— BEGIN Given information —

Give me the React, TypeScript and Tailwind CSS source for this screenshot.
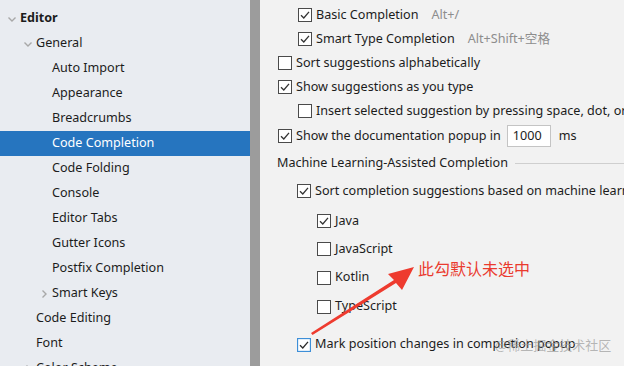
import React from 'react';

const FONT = { fontFamily: '"Noto Sans", "Noto Sans CJK SC", sans-serif' };

type Item = { label: string; indent: number; chevron?: 'down' | 'right'; bold?: boolean; selected?: boolean };

const TREE: Item[] = [
  { label: 'Keymap', indent: 20 },
  { label: 'Editor', indent: 20, chevron: 'down', bold: true },
  { label: 'General', indent: 36, chevron: 'down' },
  { label: 'Auto Import', indent: 52 },
  { label: 'Appearance', indent: 52 },
  { label: 'Breadcrumbs', indent: 52 },
  { label: 'Code Completion', indent: 52, selected: true },
  { label: 'Code Folding', indent: 52 },
  { label: 'Console', indent: 52 },
  { label: 'Editor Tabs', indent: 52 },
  { label: 'Gutter Icons', indent: 52 },
  { label: 'Postfix Completion', indent: 52 },
  { label: 'Smart Keys', indent: 52, chevron: 'right' },
  { label: 'Code Editing', indent: 36 },
  { label: 'Font', indent: 36 },
  { label: 'Color Scheme', indent: 36, chevron: 'right' },
];

function Chevron({ dir }: { dir: 'down' | 'right' }) {
  return (
    <svg width="10" height="10" viewBox="0 0 10 10" className="shrink-0">
      {dir === 'down' ? (
        <path d="M1.5 3.5 L5 7 L8.5 3.5" fill="none" stroke="#a8a8a8" strokeWidth="1.4" />
      ) : (
        <path d="M3.5 1.5 L7 5 L3.5 8.5" fill="none" stroke="#a8a8a8" strokeWidth="1.4" />
      )}
    </svg>
  );
}

function Box({ checked, focus }: { checked?: boolean; focus?: boolean }) {
  return (
    <svg width="14" height="14" viewBox="0 0 14 14" className="shrink-0">
      <rect x="0.5" y="0.5" width="13" height="13" fill="#ffffff" stroke={focus ? '#3d8fd8' : '#4a4a4a'} strokeWidth={focus ? 1.3 : 1} />
      {checked && (
        <path d="M3 7.2 L5.8 10 L11 3.8" fill="none" stroke={focus ? '#2b2b2b' : '#333333'} strokeWidth="1.3" />
      )}
    </svg>
  );
}

function Row({ x, h, checked, focus, children }: { x: number; h: string; checked?: boolean; focus?: boolean; children: React.ReactNode }) {
  return (
    <div className={`flex items-center gap-[4px] ${h}`} style={{ paddingLeft: x }}>
      <Box checked={checked} focus={focus} />
      {children}
    </div>
  );
}

export default function App() {
  return (
    <div className="w-[624px] h-[366px] overflow-hidden flex text-[12.6px] text-[#1c1c1c] relative" style={FONT}>
      {/* sidebar tree */}
      <div className="w-[250px] h-full bg-[#e9ecf1] overflow-hidden">
        <div className="-mt-[19px] flex flex-col">
          {TREE.map((it) => (
            <div
              key={it.label}
              className={`h-[25px] flex items-center relative ${it.selected ? 'bg-[#2675bf] text-white' : ''} ${it.bold ? 'font-bold' : ''}`}
              style={{ paddingLeft: it.indent }}
            >
              {it.chevron && (
                <span className="absolute top-[8px]" style={{ left: it.indent - 13 }}>
                  <Chevron dir={it.chevron} />
                </span>
              )}
              {it.label}
            </div>
          ))}
        </div>
      </div>
      <div className="w-[10px] h-full bg-[#9c9c9c]" />

      {/* settings panel */}
      <div className="flex-1 h-full bg-[#f2f2f2] flex flex-col pt-[3px] whitespace-nowrap overflow-hidden">
        <Row x={38} h="h-[24px]" checked>
          <span>Basic Completion</span>
          <span className="ml-[9px] text-[#8d8d8d]">Alt+/</span>
        </Row>
        <Row x={38} h="h-[24px]" checked>
          <span>Smart Type Completion</span>
          <span className="ml-[9px] text-[#8d8d8d]">Alt+Shift+空格</span>
        </Row>
        <Row x={18} h="h-[24px]">
          <span>Sort suggestions alphabetically</span>
        </Row>
        <Row x={18} h="h-[24px]" checked>
          <span>Show suggestions as you type</span>
        </Row>
        <Row x={38} h="h-[24px]">
          <span>Insert selected suggestion by pressing space, dot, or other context-dependent keys</span>
        </Row>
        <Row x={18} h="h-[26px]" checked>
          <span>Show the documentation popup in</span>
          <span className="ml-[2px] w-[44px] h-[22px] bg-white border border-[#c4c4c4] flex items-center pl-[5px]">1000</span>
          <span className="ml-[4px]">ms</span>
        </Row>
        <div className="h-[28px] flex items-center pl-[17px] gap-[7px]">
          <span>Machine Learning-Assisted Completion</span>
          <div className="flex-1 h-px bg-[#cfcfcf]" />
        </div>
        <Row x={37} h="h-[28px]" checked>
          <span>Sort completion suggestions based on machine learning</span>
        </Row>
        <div className="h-[2px]" />
        <Row x={57} h="h-[28px]" checked>
          <span>Java</span>
        </Row>
        <Row x={57} h="h-[28px]">
          <span>JavaScript</span>
        </Row>
        <Row x={57} h="h-[29px]">
          <span>Kotlin</span>
        </Row>
        <Row x={57} h="h-[29px]">
          <span>TypeScript</span>
        </Row>
        <div className="h-[9px]" />
        <Row x={37} h="h-[29px]" checked focus>
          <span>Mark position changes in completion popup</span>
        </Row>
      </div>

      {/* annotation overlay */}
      <svg className="absolute left-0 top-0 pointer-events-none" width="624" height="366" viewBox="0 0 624 366">
        <path d="M311 333 L312.5 335 L396 283 L402 290 L414 267 L388 274 L394 280 Z" fill="#ee3b2f" />
      </svg>
      <span className="absolute left-[418px] top-[260px] text-[16px] text-[#ea3a2e] leading-none whitespace-nowrap" style={{ fontFamily: '"Noto Sans CJK SC", sans-serif' }}>
        此勾默认未选中
      </span>
      <span className="absolute left-[495px] top-[338px] text-[13px] text-[#9a9a9a]/70 leading-none whitespace-nowrap" style={{ fontFamily: '"Noto Sans CJK SC", sans-serif' }}>
        @稀土掘金技术社区
      </span>
    </div>
  );
}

— END Given information —

Would you return the data exactly as written, without the pictures?

Give me the React, TypeScript and Tailwind CSS source for this screenshot.
import React from 'react';

const FONT = { fontFamily: '"Noto Sans", "Noto Sans CJK SC", sans-serif' };

type Item = { label: string; indent: number; chevron?: 'down' | 'right'; bold?: boolean; selected?: boolean };

const TREE: Item[] = [
  { label: 'Keymap', indent: 20 },
  { label: 'Editor', indent: 20, chevron: 'down', bold: true },
  { label: 'General', indent: 36, chevron: 'down' },
  { label: 'Auto Import', indent: 52 },
  { label: 'Appearance', indent: 52 },
  { label: 'Breadcrumbs', indent: 52 },
  { label: 'Code Completion', indent: 52, selected: true },
  { label: 'Code Folding', indent: 52 },
  { label: 'Console', indent: 52 },
  { label: 'Editor Tabs', indent: 52 },
  { label: 'Gutter Icons', indent: 52 },
  { label: 'Postfix Completion', indent: 52 },
  { label: 'Smart Keys', indent: 52, chevron: 'right' },
  { label: 'Code Editing', indent: 36 },
  { label: 'Font', indent: 36 },
  { label: 'Color Scheme', indent: 36, chevron: 'right' },
];

function Chevron({ dir }: { dir: 'down' | 'right' }) {
  return (
    <svg width="10" height="10" viewBox="0 0 10 10" className="shrink-0">
      {dir === 'down' ? (
        <path d="M1.5 3.5 L5 7 L8.5 3.5" fill="none" stroke="#a8a8a8" strokeWidth="1.4" />
      ) : (
        <path d="M3.5 1.5 L7 5 L3.5 8.5" fill="none" stroke="#a8a8a8" strokeWidth="1.4" />
      )}
    </svg>
  );
}

function Box({ checked, focus }: { checked?: boolean; focus?: boolean }) {
  return (
    <svg width="14" height="14" viewBox="0 0 14 14" className="shrink-0">
      <rect x="0.5" y="0.5" width="13" height="13" fill="#ffffff" stroke={focus ? '#3d8fd8' : '#4a4a4a'} strokeWidth={focus ? 1.3 : 1} />
      {checked && (
        <path d="M3 7.2 L5.8 10 L11 3.8" fill="none" stroke={focus ? '#2b2b2b' : '#333333'} strokeWidth="1.3" />
      )}
    </svg>
  );
}

function Row({ x, h, checked, focus, children }: { x: number; h: string; checked?: boolean; focus?: boolean; children: React.ReactNode }) {
  return (
    <div className={`flex items-center gap-[4px] ${h}`} style={{ paddingLeft: x }}>
      <Box checked={checked} focus={focus} />
      {children}
    </div>
  );
}

export default function App() {
  return (
    <div className="w-[624px] h-[366px] overflow-hidden flex text-[12.6px] text-[#1c1c1c] relative" style={FONT}>
      {/* sidebar tree */}
      <div className="w-[250px] h-full bg-[#e9ecf1] overflow-hidden">
        <div className="-mt-[19px] flex flex-col">
          {TREE.map((it) => (
            <div
              key={it.label}
              className={`h-[25px] flex items-center relative ${it.selected ? 'bg-[#2675bf] text-white' : ''} ${it.bold ? 'font-bold' : ''}`}
              style={{ paddingLeft: it.indent }}
            >
              {it.chevron && (
                <span className="absolute top-[8px]" style={{ left: it.indent - 13 }}>
                  <Chevron dir={it.chevron} />
                </span>
              )}
              {it.label}
            </div>
          ))}
        </div>
      </div>
      <div className="w-[10px] h-full bg-[#9c9c9c]" />

      {/* settings panel */}
      <div className="flex-1 h-full bg-[#f2f2f2] flex flex-col pt-[3px] whitespace-nowrap overflow-hidden">
        <Row x={38} h="h-[24px]" checked>
          <span>Basic Completion</span>
          <span className="ml-[9px] text-[#8d8d8d]">Alt+/</span>
        </Row>
        <Row x={38} h="h-[24px]" checked>
          <span>Smart Type Completion</span>
          <span className="ml-[9px] text-[#8d8d8d]">Alt+Shift+空格</span>
        </Row>
        <Row x={18} h="h-[24px]">
          <span>Sort suggestions alphabetically</span>
        </Row>
        <Row x={18} h="h-[24px]" checked>
          <span>Show suggestions as you type</span>
        </Row>
        <Row x={38} h="h-[24px]">
          <span>Insert selected suggestion by pressing space, dot, or other context-dependent keys</span>
        </Row>
        <Row x={18} h="h-[26px]" checked>
          <span>Show the documentation popup in</span>
          <span className="ml-[2px] w-[44px] h-[22px] bg-white border border-[#c4c4c4] flex items-center pl-[5px]">1000</span>
          <span className="ml-[4px]">ms</span>
        </Row>
        <div className="h-[28px] flex items-center pl-[17px] gap-[7px]">
          <span>Machine Learning-Assisted Completion</span>
          <div className="flex-1 h-px bg-[#cfcfcf]" />
        </div>
        <Row x={37} h="h-[28px]" checked>
          <span>Sort completion suggestions based on machine learning</span>
        </Row>
        <div className="h-[2px]" />
        <Row x={57} h="h-[28px]" checked>
          <span>Java</span>
        </Row>
        <Row x={57} h="h-[28px]">
          <span>JavaScript</span>
        </Row>
        <Row x={57} h="h-[29px]">
          <span>Kotlin</span>
        </Row>
        <Row x={57} h="h-[29px]">
          <span>TypeScript</span>
        </Row>
        <div className="h-[9px]" />
        <Row x={37} h="h-[29px]" checked focus>
          <span>Mark position changes in completion popup</span>
        </Row>
      </div>

      {/* annotation overlay */}
      <svg className="absolute left-0 top-0 pointer-events-none" width="624" height="366" viewBox="0 0 624 366">
        <path d="M311 333 L312.5 335 L396 283 L402 290 L414 267 L388 274 L394 280 Z" fill="#ee3b2f" />
      </svg>
      <span className="absolute left-[418px] top-[260px] text-[16px] text-[#ea3a2e] leading-none whitespace-nowrap" style={{ fontFamily: '"Noto Sans CJK SC", sans-serif' }}>
        此勾默认未选中
      </span>
      <span className="absolute left-[495px] top-[338px] text-[13px] text-[#9a9a9a]/70 leading-none whitespace-nowrap" style={{ fontFamily: '"Noto Sans CJK SC", sans-serif' }}>
        @稀土掘金技术社区
      </span>
    </div>
  );
}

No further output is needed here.